(begin)
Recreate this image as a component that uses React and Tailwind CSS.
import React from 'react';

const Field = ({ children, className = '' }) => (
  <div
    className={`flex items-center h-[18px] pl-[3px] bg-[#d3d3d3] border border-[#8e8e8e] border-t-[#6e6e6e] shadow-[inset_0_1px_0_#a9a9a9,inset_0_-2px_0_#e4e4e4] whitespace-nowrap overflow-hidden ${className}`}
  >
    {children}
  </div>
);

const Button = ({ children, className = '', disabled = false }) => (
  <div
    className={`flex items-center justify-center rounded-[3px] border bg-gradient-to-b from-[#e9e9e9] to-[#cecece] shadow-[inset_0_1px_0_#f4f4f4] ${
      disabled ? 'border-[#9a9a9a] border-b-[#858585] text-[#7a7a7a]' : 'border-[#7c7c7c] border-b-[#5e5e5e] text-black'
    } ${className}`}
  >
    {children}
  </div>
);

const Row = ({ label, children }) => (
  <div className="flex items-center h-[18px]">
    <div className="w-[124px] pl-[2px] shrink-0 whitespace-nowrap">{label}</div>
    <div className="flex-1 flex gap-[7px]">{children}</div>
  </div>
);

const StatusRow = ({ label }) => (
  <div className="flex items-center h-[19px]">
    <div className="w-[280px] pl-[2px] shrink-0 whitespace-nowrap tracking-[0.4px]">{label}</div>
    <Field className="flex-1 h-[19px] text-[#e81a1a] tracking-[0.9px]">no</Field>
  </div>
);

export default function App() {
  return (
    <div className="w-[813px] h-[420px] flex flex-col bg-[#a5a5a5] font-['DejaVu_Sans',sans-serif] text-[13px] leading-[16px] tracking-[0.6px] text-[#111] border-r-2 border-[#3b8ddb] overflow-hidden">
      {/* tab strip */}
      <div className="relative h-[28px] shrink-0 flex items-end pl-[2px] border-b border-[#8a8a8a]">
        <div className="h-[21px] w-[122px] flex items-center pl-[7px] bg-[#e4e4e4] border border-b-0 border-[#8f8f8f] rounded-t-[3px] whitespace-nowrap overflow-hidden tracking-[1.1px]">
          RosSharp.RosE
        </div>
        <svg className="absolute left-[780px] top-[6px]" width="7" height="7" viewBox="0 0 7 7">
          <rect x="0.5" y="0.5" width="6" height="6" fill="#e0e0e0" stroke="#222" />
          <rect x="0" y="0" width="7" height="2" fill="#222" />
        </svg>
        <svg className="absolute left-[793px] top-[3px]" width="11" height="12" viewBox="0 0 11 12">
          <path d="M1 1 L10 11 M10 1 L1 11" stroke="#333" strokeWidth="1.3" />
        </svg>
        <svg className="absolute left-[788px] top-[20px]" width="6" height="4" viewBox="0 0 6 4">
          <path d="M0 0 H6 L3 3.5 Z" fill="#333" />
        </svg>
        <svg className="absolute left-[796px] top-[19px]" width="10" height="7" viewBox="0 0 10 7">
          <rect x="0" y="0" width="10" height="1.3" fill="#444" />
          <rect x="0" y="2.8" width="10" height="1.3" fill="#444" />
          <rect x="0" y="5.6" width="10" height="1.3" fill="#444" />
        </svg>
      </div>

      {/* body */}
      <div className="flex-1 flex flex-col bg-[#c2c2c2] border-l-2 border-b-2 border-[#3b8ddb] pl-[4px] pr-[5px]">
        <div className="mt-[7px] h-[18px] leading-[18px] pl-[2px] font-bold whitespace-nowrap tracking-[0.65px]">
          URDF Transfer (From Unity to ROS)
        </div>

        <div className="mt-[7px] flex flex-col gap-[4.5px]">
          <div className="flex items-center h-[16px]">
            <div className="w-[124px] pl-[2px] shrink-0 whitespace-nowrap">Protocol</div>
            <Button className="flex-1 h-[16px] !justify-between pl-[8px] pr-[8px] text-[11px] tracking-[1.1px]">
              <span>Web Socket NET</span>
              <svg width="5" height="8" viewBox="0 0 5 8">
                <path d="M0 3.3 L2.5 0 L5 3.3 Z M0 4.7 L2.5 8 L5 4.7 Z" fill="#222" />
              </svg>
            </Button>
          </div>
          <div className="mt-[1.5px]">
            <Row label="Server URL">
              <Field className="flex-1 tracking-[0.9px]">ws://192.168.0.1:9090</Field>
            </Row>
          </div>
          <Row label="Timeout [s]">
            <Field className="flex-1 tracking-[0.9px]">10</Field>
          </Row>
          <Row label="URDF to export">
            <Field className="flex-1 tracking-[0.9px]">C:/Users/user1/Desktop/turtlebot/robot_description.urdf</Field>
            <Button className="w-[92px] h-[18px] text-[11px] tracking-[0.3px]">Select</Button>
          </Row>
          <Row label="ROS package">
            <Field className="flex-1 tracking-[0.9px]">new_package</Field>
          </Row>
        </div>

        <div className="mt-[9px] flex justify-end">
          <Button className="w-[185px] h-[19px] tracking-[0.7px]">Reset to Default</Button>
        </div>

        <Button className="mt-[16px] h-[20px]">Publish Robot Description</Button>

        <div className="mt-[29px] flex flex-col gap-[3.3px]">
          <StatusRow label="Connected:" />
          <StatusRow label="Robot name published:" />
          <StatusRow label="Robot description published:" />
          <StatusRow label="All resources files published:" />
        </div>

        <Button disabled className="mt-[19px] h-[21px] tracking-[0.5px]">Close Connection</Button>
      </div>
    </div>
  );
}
(end)
== Directive ==
List all lines in the material containing the string "React".

== Complete response ==
Recreate this image as a component that uses React and Tailwind CSS.
import React from 'react';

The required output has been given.